#### Set problem
Write out the material exactly, without any of its pictures.

#### Information supplied
################

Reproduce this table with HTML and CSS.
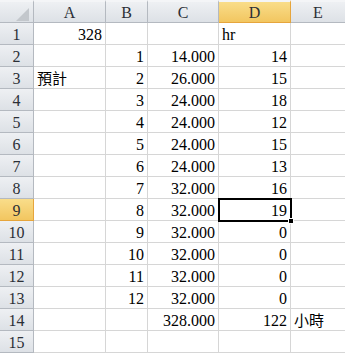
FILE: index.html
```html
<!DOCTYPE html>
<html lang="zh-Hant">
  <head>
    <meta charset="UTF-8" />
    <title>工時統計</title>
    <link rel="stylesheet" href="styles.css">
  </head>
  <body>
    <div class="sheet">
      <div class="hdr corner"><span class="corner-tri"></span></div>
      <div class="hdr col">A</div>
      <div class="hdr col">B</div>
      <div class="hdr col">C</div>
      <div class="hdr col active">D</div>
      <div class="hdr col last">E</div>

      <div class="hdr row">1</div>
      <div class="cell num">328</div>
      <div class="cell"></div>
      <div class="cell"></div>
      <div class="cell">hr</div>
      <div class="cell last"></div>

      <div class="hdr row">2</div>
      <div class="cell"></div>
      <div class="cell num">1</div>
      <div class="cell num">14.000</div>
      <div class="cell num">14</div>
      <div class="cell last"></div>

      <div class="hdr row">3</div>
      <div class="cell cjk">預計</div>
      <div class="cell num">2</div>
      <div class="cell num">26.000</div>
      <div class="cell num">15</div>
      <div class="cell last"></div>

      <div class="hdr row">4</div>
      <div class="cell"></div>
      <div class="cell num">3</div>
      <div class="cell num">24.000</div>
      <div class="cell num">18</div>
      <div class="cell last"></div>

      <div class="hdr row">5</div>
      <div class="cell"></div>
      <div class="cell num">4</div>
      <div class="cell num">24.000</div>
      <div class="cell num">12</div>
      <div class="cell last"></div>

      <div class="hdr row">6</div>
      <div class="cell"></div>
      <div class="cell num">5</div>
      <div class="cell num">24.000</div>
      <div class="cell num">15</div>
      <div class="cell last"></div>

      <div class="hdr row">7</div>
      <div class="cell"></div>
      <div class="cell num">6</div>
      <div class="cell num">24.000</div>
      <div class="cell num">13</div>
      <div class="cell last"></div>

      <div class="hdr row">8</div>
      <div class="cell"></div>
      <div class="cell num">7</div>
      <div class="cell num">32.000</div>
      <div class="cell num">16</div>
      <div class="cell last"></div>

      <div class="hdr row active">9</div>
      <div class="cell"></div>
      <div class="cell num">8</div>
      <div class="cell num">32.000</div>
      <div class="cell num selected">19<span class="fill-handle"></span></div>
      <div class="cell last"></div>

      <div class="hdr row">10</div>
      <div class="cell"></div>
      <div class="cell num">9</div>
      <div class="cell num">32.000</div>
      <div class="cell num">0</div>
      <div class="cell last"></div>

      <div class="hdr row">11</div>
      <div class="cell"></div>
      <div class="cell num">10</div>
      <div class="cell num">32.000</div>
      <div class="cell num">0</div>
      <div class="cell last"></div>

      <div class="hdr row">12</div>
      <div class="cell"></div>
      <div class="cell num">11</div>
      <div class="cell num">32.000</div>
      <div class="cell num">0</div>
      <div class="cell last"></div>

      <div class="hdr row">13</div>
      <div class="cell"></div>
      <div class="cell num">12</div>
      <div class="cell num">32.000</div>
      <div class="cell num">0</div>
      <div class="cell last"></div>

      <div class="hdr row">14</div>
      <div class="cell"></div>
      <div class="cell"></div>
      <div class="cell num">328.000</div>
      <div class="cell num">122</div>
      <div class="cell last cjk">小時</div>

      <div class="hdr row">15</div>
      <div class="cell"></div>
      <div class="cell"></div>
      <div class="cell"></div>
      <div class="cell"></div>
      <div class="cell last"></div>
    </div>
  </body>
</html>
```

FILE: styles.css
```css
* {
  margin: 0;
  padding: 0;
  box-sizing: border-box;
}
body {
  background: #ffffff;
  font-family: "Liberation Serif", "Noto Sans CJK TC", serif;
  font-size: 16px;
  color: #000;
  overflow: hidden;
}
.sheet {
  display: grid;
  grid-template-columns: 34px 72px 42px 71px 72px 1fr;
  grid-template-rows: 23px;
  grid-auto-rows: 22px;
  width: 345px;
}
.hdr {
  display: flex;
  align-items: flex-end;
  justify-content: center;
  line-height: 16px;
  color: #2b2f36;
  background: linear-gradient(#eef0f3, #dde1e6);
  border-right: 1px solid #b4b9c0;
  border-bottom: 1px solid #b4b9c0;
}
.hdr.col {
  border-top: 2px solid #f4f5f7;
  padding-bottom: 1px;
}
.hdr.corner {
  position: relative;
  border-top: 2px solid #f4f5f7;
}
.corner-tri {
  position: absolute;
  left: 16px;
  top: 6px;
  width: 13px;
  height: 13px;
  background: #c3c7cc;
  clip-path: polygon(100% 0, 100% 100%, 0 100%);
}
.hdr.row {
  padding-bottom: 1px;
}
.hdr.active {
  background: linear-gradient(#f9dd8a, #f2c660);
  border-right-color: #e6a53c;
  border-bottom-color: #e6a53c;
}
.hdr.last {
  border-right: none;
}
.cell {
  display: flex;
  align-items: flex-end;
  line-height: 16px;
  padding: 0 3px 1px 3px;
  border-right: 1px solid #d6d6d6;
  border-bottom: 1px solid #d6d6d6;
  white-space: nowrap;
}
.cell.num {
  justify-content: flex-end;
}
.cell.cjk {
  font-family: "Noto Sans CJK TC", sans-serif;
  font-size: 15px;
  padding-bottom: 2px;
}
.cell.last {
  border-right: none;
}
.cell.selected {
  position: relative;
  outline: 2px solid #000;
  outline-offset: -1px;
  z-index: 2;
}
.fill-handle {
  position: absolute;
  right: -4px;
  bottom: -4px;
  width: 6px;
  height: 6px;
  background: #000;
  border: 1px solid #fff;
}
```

################

#### Task response
Reproduce this table with HTML and CSS.
FILE: index.html
```html
<!DOCTYPE html>
<html lang="zh-Hant">
  <head>
    <meta charset="UTF-8" />
    <title>工時統計</title>
    <link rel="stylesheet" href="styles.css">
  </head>
  <body>
    <div class="sheet">
      <div class="hdr corner"><span class="corner-tri"></span></div>
      <div class="hdr col">A</div>
      <div class="hdr col">B</div>
      <div class="hdr col">C</div>
      <div class="hdr col active">D</div>
      <div class="hdr col last">E</div>

      <div class="hdr row">1</div>
      <div class="cell num">328</div>
      <div class="cell"></div>
      <div class="cell"></div>
      <div class="cell">hr</div>
      <div class="cell last"></div>

      <div class="hdr row">2</div>
      <div class="cell"></div>
      <div class="cell num">1</div>
      <div class="cell num">14.000</div>
      <div class="cell num">14</div>
      <div class="cell last"></div>

      <div class="hdr row">3</div>
      <div class="cell cjk">預計</div>
      <div class="cell num">2</div>
      <div class="cell num">26.000</div>
      <div class="cell num">15</div>
      <div class="cell last"></div>

      <div class="hdr row">4</div>
      <div class="cell"></div>
      <div class="cell num">3</div>
      <div class="cell num">24.000</div>
      <div class="cell num">18</div>
      <div class="cell last"></div>

      <div class="hdr row">5</div>
      <div class="cell"></div>
      <div class="cell num">4</div>
      <div class="cell num">24.000</div>
      <div class="cell num">12</div>
      <div class="cell last"></div>

      <div class="hdr row">6</div>
      <div class="cell"></div>
      <div class="cell num">5</div>
      <div class="cell num">24.000</div>
      <div class="cell num">15</div>
      <div class="cell last"></div>

      <div class="hdr row">7</div>
      <div class="cell"></div>
      <div class="cell num">6</div>
      <div class="cell num">24.000</div>
      <div class="cell num">13</div>
      <div class="cell last"></div>

      <div class="hdr row">8</div>
      <div class="cell"></div>
      <div class="cell num">7</div>
      <div class="cell num">32.000</div>
      <div class="cell num">16</div>
      <div class="cell last"></div>

      <div class="hdr row active">9</div>
      <div class="cell"></div>
      <div class="cell num">8</div>
      <div class="cell num">32.000</div>
      <div class="cell num selected">19<span class="fill-handle"></span></div>
      <div class="cell last"></div>

      <div class="hdr row">10</div>
      <div class="cell"></div>
      <div class="cell num">9</div>
      <div class="cell num">32.000</div>
      <div class="cell num">0</div>
      <div class="cell last"></div>

      <div class="hdr row">11</div>
      <div class="cell"></div>
      <div class="cell num">10</div>
      <div class="cell num">32.000</div>
      <div class="cell num">0</div>
      <div class="cell last"></div>

      <div class="hdr row">12</div>
      <div class="cell"></div>
      <div class="cell num">11</div>
      <div class="cell num">32.000</div>
      <div class="cell num">0</div>
      <div class="cell last"></div>

      <div class="hdr row">13</div>
      <div class="cell"></div>
      <div class="cell num">12</div>
      <div class="cell num">32.000</div>
      <div class="cell num">0</div>
      <div class="cell last"></div>

      <div class="hdr row">14</div>
      <div class="cell"></div>
      <div class="cell"></div>
      <div class="cell num">328.000</div>
      <div class="cell num">122</div>
      <div class="cell last cjk">小時</div>

      <div class="hdr row">15</div>
      <div class="cell"></div>
      <div class="cell"></div>
      <div class="cell"></div>
      <div class="cell"></div>
      <div class="cell last"></div>
    </div>
  </body>
</html>
```

FILE: styles.css
```css
* {
  margin: 0;
  padding: 0;
  box-sizing: border-box;
}
body {
  background: #ffffff;
  font-family: "Liberation Serif", "Noto Sans CJK TC", serif;
  font-size: 16px;
  color: #000;
  overflow: hidden;
}
.sheet {
  display: grid;
  grid-template-columns: 34px 72px 42px 71px 72px 1fr;
  grid-template-rows: 23px;
  grid-auto-rows: 22px;
  width: 345px;
}
.hdr {
  display: flex;
  align-items: flex-end;
  justify-content: center;
  line-height: 16px;
  color: #2b2f36;
  background: linear-gradient(#eef0f3, #dde1e6);
  border-right: 1px solid #b4b9c0;
  border-bottom: 1px solid #b4b9c0;
}
.hdr.col {
  border-top: 2px solid #f4f5f7;
  padding-bottom: 1px;
}
.hdr.corner {
  position: relative;
  border-top: 2px solid #f4f5f7;
}
.corner-tri {
  position: absolute;
  left: 16px;
  top: 6px;
  width: 13px;
  height: 13px;
  background: #c3c7cc;
  clip-path: polygon(100% 0, 100% 100%, 0 100%);
}
.hdr.row {
  padding-bottom: 1px;
}
.hdr.active {
  background: linear-gradient(#f9dd8a, #f2c660);
  border-right-color: #e6a53c;
  border-bottom-color: #e6a53c;
}
.hdr.last {
  border-right: none;
}
.cell {
  display: flex;
  align-items: flex-end;
  line-height: 16px;
  padding: 0 3px 1px 3px;
  border-right: 1px solid #d6d6d6;
  border-bottom: 1px solid #d6d6d6;
  white-space: nowrap;
}
.cell.num {
  justify-content: flex-end;
}
.cell.cjk {
  font-family: "Noto Sans CJK TC", sans-serif;
  font-size: 15px;
  padding-bottom: 2px;
}
.cell.last {
  border-right: none;
}
.cell.selected {
  position: relative;
  outline: 2px solid #000;
  outline-offset: -1px;
  z-index: 2;
}
.fill-handle {
  position: absolute;
  right: -4px;
  bottom: -4px;
  width: 6px;
  height: 6px;
  background: #000;
  border: 1px solid #fff;
}
```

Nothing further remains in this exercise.